To be done: Repeat, exactly and completely, the material that follows. Omit the pictures.

◇ ◇ ◇

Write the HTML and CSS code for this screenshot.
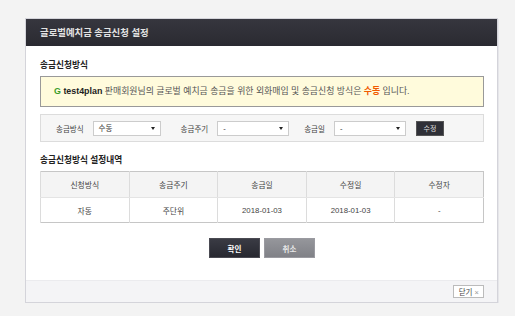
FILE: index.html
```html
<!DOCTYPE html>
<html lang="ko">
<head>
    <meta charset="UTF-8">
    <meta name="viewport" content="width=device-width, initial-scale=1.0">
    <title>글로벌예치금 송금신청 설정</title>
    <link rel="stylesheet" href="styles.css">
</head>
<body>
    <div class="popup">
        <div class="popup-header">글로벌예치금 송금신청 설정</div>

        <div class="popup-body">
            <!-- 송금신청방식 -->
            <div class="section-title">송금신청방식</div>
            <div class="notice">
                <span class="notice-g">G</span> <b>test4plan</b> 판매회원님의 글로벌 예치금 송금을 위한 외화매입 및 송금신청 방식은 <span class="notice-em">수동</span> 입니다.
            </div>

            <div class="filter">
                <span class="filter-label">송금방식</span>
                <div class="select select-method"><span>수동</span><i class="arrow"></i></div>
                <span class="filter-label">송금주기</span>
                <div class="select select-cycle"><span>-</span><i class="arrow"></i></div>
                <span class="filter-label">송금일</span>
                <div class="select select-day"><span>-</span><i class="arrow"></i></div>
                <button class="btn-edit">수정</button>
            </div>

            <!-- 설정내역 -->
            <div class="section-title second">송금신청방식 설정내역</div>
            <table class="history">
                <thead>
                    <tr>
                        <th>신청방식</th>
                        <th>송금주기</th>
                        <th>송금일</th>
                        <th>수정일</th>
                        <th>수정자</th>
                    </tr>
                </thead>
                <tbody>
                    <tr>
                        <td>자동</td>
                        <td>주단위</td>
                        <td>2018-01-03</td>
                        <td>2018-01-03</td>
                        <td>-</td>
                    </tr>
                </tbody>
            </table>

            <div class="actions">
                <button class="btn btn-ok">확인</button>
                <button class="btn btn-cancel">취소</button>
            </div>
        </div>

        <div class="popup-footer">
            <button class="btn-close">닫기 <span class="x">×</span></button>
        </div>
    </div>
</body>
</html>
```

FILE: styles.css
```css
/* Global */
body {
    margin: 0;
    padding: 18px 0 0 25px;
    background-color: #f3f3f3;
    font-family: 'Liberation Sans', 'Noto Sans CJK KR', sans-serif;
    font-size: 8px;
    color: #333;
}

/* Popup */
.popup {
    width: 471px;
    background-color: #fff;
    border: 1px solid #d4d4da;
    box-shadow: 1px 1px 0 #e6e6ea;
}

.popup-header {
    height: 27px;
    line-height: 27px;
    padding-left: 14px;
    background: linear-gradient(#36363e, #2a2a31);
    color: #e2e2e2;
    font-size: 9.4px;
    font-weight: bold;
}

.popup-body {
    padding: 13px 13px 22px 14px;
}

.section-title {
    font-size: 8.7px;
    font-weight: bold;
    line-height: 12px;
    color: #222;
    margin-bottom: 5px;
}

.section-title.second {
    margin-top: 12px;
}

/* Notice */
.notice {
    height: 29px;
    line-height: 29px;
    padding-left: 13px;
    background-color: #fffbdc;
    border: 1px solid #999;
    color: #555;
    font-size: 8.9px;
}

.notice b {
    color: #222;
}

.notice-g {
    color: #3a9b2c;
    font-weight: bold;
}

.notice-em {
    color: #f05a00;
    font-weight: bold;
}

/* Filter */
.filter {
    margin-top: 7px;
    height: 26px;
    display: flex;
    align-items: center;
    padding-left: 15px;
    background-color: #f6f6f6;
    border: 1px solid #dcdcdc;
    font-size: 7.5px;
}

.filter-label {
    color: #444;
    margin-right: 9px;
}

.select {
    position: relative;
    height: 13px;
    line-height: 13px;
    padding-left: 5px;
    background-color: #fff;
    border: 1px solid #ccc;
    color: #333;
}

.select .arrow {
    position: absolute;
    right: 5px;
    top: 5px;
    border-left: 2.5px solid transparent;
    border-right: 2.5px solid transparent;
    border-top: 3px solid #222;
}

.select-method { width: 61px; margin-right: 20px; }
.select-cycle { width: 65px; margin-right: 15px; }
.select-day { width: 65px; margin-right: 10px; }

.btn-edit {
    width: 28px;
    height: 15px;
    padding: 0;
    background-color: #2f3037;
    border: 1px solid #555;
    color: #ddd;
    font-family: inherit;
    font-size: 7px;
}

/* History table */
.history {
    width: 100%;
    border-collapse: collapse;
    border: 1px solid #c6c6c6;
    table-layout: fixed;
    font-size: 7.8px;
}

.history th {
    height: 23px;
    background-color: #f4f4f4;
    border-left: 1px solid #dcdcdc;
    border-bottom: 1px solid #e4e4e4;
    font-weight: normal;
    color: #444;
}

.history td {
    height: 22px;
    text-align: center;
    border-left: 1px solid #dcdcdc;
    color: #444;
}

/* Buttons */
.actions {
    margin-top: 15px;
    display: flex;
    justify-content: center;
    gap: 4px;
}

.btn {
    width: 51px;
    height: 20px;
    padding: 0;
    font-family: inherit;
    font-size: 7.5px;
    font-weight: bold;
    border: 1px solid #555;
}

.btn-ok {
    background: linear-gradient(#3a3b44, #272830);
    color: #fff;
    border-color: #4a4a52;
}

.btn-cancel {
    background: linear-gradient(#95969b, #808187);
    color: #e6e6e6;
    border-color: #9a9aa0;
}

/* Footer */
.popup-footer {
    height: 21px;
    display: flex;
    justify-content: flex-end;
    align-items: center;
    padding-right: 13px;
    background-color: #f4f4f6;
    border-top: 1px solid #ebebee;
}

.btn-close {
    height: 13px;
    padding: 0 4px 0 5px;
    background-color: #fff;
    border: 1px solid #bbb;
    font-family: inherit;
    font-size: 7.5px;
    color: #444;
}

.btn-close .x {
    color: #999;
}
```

◇ ◇ ◇

Response:
Write the HTML and CSS code for this screenshot.
FILE: index.html
```html
<!DOCTYPE html>
<html lang="ko">
<head>
    <meta charset="UTF-8">
    <meta name="viewport" content="width=device-width, initial-scale=1.0">
    <title>글로벌예치금 송금신청 설정</title>
    <link rel="stylesheet" href="styles.css">
</head>
<body>
    <div class="popup">
        <div class="popup-header">글로벌예치금 송금신청 설정</div>

        <div class="popup-body">
            <!-- 송금신청방식 -->
            <div class="section-title">송금신청방식</div>
            <div class="notice">
                <span class="notice-g">G</span> <b>test4plan</b> 판매회원님의 글로벌 예치금 송금을 위한 외화매입 및 송금신청 방식은 <span class="notice-em">수동</span> 입니다.
            </div>

            <div class="filter">
                <span class="filter-label">송금방식</span>
                <div class="select select-method"><span>수동</span><i class="arrow"></i></div>
                <span class="filter-label">송금주기</span>
                <div class="select select-cycle"><span>-</span><i class="arrow"></i></div>
                <span class="filter-label">송금일</span>
                <div class="select select-day"><span>-</span><i class="arrow"></i></div>
                <button class="btn-edit">수정</button>
            </div>

            <!-- 설정내역 -->
            <div class="section-title second">송금신청방식 설정내역</div>
            <table class="history">
                <thead>
                    <tr>
                        <th>신청방식</th>
                        <th>송금주기</th>
                        <th>송금일</th>
                        <th>수정일</th>
                        <th>수정자</th>
                    </tr>
                </thead>
                <tbody>
                    <tr>
                        <td>자동</td>
                        <td>주단위</td>
                        <td>2018-01-03</td>
                        <td>2018-01-03</td>
                        <td>-</td>
                    </tr>
                </tbody>
            </table>

            <div class="actions">
                <button class="btn btn-ok">확인</button>
                <button class="btn btn-cancel">취소</button>
            </div>
        </div>

        <div class="popup-footer">
            <button class="btn-close">닫기 <span class="x">×</span></button>
        </div>
    </div>
</body>
</html>
```

FILE: styles.css
```css
/* Global */
body {
    margin: 0;
    padding: 18px 0 0 25px;
    background-color: #f3f3f3;
    font-family: 'Liberation Sans', 'Noto Sans CJK KR', sans-serif;
    font-size: 8px;
    color: #333;
}

/* Popup */
.popup {
    width: 471px;
    background-color: #fff;
    border: 1px solid #d4d4da;
    box-shadow: 1px 1px 0 #e6e6ea;
}

.popup-header {
    height: 27px;
    line-height: 27px;
    padding-left: 14px;
    background: linear-gradient(#36363e, #2a2a31);
    color: #e2e2e2;
    font-size: 9.4px;
    font-weight: bold;
}

.popup-body {
    padding: 13px 13px 22px 14px;
}

.section-title {
    font-size: 8.7px;
    font-weight: bold;
    line-height: 12px;
    color: #222;
    margin-bottom: 5px;
}

.section-title.second {
    margin-top: 12px;
}

/* Notice */
.notice {
    height: 29px;
    line-height: 29px;
    padding-left: 13px;
    background-color: #fffbdc;
    border: 1px solid #999;
    color: #555;
    font-size: 8.9px;
}

.notice b {
    color: #222;
}

.notice-g {
    color: #3a9b2c;
    font-weight: bold;
}

.notice-em {
    color: #f05a00;
    font-weight: bold;
}

/* Filter */
.filter {
    margin-top: 7px;
    height: 26px;
    display: flex;
    align-items: center;
    padding-left: 15px;
    background-color: #f6f6f6;
    border: 1px solid #dcdcdc;
    font-size: 7.5px;
}

.filter-label {
    color: #444;
    margin-right: 9px;
}

.select {
    position: relative;
    height: 13px;
    line-height: 13px;
    padding-left: 5px;
    background-color: #fff;
    border: 1px solid #ccc;
    color: #333;
}

.select .arrow {
    position: absolute;
    right: 5px;
    top: 5px;
    border-left: 2.5px solid transparent;
    border-right: 2.5px solid transparent;
    border-top: 3px solid #222;
}

.select-method { width: 61px; margin-right: 20px; }
.select-cycle { width: 65px; margin-right: 15px; }
.select-day { width: 65px; margin-right: 10px; }

.btn-edit {
    width: 28px;
    height: 15px;
    padding: 0;
    background-color: #2f3037;
    border: 1px solid #555;
    color: #ddd;
    font-family: inherit;
    font-size: 7px;
}

/* History table */
.history {
    width: 100%;
    border-collapse: collapse;
    border: 1px solid #c6c6c6;
    table-layout: fixed;
    font-size: 7.8px;
}

.history th {
    height: 23px;
    background-color: #f4f4f4;
    border-left: 1px solid #dcdcdc;
    border-bottom: 1px solid #e4e4e4;
    font-weight: normal;
    color: #444;
}

.history td {
    height: 22px;
    text-align: center;
    border-left: 1px solid #dcdcdc;
    color: #444;
}

/* Buttons */
.actions {
    margin-top: 15px;
    display: flex;
    justify-content: center;
    gap: 4px;
}

.btn {
    width: 51px;
    height: 20px;
    padding: 0;
    font-family: inherit;
    font-size: 7.5px;
    font-weight: bold;
    border: 1px solid #555;
}

.btn-ok {
    background: linear-gradient(#3a3b44, #272830);
    color: #fff;
    border-color: #4a4a52;
}

.btn-cancel {
    background: linear-gradient(#95969b, #808187);
    color: #e6e6e6;
    border-color: #9a9aa0;
}

/* Footer */
.popup-footer {
    height: 21px;
    display: flex;
    justify-content: flex-end;
    align-items: center;
    padding-right: 13px;
    background-color: #f4f4f6;
    border-top: 1px solid #ebebee;
}

.btn-close {
    height: 13px;
    padding: 0 4px 0 5px;
    background-color: #fff;
    border: 1px solid #bbb;
    font-family: inherit;
    font-size: 7.5px;
    color: #444;
}

.btn-close .x {
    color: #999;
}
```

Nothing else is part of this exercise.